** Task statement **
How many of the lines below include "React"? Give the number and no other words.

** Dataset excerpt **
»»

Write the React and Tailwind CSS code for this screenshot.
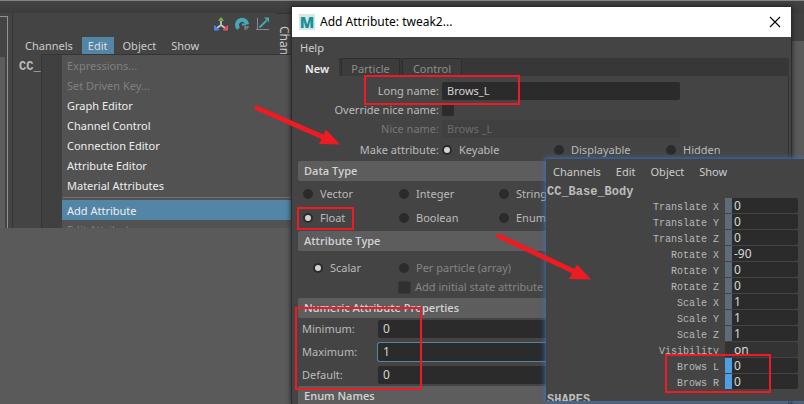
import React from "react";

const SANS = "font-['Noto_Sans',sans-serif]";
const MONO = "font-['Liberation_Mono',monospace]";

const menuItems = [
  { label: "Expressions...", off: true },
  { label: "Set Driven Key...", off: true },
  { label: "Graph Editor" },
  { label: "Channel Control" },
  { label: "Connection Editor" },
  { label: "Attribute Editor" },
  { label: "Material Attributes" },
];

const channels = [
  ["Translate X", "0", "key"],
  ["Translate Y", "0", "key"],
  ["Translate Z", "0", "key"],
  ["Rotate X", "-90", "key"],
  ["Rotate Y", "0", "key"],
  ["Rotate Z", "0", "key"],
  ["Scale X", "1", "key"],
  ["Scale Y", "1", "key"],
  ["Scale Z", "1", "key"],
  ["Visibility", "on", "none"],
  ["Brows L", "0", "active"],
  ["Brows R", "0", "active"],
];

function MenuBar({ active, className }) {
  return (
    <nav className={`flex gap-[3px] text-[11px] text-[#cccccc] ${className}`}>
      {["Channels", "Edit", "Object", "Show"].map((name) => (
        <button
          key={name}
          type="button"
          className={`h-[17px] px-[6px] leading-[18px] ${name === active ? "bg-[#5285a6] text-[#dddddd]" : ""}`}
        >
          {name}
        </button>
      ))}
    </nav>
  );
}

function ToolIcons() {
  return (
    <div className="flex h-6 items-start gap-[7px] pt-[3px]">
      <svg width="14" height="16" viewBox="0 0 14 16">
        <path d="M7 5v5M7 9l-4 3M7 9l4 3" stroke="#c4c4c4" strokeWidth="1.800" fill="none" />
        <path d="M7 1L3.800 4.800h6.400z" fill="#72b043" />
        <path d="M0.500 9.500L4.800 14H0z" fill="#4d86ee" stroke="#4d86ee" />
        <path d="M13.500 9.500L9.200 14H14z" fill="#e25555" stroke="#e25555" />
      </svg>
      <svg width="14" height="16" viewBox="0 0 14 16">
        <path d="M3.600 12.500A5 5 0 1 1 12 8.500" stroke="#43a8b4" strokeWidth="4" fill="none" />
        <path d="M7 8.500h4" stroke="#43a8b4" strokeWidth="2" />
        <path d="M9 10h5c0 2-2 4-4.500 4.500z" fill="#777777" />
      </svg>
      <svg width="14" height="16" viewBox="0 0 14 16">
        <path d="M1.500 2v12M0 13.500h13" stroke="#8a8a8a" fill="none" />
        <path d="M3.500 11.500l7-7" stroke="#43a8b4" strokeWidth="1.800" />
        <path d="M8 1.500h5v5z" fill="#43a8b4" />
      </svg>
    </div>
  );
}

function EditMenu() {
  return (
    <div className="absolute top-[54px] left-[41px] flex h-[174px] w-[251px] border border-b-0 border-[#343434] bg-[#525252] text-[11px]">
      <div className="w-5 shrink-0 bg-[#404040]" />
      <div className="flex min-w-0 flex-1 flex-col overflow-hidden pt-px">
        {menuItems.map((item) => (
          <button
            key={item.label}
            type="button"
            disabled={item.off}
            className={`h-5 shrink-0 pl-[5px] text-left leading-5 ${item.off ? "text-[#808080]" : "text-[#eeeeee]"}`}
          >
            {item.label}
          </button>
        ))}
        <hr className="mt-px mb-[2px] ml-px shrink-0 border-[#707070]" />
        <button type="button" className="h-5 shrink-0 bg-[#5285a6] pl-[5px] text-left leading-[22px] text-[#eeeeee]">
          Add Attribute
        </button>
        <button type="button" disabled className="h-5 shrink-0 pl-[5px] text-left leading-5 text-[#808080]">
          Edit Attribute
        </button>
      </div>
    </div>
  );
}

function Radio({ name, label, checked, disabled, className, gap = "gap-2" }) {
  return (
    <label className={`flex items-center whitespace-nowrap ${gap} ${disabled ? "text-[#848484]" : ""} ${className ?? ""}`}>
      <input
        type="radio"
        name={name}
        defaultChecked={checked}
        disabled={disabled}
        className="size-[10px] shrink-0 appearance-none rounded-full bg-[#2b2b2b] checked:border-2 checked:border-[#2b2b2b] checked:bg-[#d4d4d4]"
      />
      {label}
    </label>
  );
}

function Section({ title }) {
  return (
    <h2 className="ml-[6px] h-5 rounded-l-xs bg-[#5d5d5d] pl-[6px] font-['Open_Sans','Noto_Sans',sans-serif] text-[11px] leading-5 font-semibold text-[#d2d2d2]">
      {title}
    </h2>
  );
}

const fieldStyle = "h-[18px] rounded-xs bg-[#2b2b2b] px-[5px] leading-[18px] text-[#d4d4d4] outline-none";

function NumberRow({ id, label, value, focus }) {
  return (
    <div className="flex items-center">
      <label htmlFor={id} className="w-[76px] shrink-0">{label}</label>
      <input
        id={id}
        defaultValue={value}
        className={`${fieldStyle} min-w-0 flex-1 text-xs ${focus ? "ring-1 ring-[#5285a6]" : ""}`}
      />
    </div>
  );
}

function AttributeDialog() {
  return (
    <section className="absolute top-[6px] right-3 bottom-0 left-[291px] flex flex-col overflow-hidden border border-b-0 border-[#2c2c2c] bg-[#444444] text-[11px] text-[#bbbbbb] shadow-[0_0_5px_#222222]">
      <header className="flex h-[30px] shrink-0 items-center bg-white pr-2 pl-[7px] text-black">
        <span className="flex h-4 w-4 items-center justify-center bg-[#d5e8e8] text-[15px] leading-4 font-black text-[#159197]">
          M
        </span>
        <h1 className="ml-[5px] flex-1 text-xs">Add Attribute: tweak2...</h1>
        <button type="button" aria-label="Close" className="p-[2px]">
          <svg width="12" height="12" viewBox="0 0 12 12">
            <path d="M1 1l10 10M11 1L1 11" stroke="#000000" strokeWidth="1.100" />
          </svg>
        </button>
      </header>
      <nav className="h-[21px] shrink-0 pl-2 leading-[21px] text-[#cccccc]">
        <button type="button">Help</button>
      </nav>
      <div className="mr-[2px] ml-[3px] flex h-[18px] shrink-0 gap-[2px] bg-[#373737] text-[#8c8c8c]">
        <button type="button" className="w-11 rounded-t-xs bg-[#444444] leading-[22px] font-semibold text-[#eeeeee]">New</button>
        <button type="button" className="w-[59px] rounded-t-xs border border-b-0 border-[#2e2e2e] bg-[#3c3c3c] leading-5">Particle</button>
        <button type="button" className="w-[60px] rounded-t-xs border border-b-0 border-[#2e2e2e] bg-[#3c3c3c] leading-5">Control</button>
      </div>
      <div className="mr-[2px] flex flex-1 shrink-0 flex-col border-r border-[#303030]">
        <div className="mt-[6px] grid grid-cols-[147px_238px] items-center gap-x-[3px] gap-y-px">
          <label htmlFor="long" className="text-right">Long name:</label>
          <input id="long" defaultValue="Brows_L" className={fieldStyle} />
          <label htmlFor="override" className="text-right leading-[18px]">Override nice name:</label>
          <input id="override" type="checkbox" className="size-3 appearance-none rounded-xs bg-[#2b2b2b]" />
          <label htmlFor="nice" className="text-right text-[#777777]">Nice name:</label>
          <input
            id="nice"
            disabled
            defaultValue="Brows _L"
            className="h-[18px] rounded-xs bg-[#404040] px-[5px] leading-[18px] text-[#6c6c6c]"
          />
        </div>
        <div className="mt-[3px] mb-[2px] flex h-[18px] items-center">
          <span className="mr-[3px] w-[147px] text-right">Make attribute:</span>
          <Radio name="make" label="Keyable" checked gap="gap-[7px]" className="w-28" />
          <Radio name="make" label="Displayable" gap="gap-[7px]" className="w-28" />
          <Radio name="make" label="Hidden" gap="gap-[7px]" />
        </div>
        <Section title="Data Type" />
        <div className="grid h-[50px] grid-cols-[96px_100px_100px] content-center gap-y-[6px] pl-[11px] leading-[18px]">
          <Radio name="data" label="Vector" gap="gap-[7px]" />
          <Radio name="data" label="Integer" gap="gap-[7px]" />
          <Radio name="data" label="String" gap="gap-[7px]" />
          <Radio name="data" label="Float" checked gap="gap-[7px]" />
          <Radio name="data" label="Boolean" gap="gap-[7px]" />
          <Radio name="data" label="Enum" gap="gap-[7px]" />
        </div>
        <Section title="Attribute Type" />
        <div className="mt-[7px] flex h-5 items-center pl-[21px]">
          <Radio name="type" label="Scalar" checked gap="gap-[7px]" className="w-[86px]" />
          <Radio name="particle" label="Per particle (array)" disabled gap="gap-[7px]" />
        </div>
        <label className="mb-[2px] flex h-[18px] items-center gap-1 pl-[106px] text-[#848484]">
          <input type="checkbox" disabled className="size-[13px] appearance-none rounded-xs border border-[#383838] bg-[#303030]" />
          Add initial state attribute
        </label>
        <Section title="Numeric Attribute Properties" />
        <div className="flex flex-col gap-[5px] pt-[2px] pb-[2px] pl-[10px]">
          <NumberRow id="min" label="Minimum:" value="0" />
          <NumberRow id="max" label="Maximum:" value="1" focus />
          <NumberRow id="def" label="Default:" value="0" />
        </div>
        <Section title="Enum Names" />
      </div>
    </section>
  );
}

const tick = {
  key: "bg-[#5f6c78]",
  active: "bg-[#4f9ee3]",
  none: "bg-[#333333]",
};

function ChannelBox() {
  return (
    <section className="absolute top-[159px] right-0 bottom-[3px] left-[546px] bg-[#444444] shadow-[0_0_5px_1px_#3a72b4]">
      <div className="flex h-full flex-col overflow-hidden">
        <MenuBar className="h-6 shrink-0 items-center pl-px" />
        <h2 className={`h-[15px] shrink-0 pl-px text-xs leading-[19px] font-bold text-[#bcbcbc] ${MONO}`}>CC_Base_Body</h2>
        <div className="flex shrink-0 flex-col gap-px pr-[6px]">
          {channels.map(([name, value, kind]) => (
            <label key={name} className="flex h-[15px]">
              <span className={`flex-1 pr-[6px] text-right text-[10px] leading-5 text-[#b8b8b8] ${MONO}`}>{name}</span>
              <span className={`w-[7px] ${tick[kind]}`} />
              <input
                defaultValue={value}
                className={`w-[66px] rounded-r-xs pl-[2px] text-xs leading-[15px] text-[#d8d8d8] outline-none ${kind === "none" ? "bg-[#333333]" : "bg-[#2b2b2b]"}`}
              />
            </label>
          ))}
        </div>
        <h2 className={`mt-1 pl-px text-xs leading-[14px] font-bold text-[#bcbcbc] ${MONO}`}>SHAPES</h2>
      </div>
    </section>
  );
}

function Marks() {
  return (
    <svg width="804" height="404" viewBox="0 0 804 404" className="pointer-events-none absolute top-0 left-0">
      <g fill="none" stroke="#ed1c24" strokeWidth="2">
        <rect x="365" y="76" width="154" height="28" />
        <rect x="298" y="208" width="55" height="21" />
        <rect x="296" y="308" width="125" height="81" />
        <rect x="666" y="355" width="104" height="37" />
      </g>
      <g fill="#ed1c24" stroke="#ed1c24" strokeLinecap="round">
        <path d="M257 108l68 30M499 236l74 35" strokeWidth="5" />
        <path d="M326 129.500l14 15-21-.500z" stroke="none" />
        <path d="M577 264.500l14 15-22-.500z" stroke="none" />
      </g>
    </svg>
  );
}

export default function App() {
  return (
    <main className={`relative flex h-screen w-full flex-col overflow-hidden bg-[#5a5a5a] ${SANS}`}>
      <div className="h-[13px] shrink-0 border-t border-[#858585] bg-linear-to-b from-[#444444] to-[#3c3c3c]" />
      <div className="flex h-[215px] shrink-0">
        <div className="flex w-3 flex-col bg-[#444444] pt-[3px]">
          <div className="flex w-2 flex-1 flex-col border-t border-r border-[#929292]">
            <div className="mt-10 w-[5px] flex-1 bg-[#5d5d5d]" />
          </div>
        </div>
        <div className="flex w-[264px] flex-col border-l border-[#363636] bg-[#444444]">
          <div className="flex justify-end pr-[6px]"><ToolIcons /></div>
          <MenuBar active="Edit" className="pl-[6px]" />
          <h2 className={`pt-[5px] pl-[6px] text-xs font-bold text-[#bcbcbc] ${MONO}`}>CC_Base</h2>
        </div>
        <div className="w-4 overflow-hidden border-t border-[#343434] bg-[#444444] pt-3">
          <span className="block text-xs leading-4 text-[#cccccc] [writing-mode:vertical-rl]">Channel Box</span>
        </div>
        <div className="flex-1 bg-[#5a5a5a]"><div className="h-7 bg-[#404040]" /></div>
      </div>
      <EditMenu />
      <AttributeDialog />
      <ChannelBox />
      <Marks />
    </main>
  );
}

««

** Reply to the exercise **
2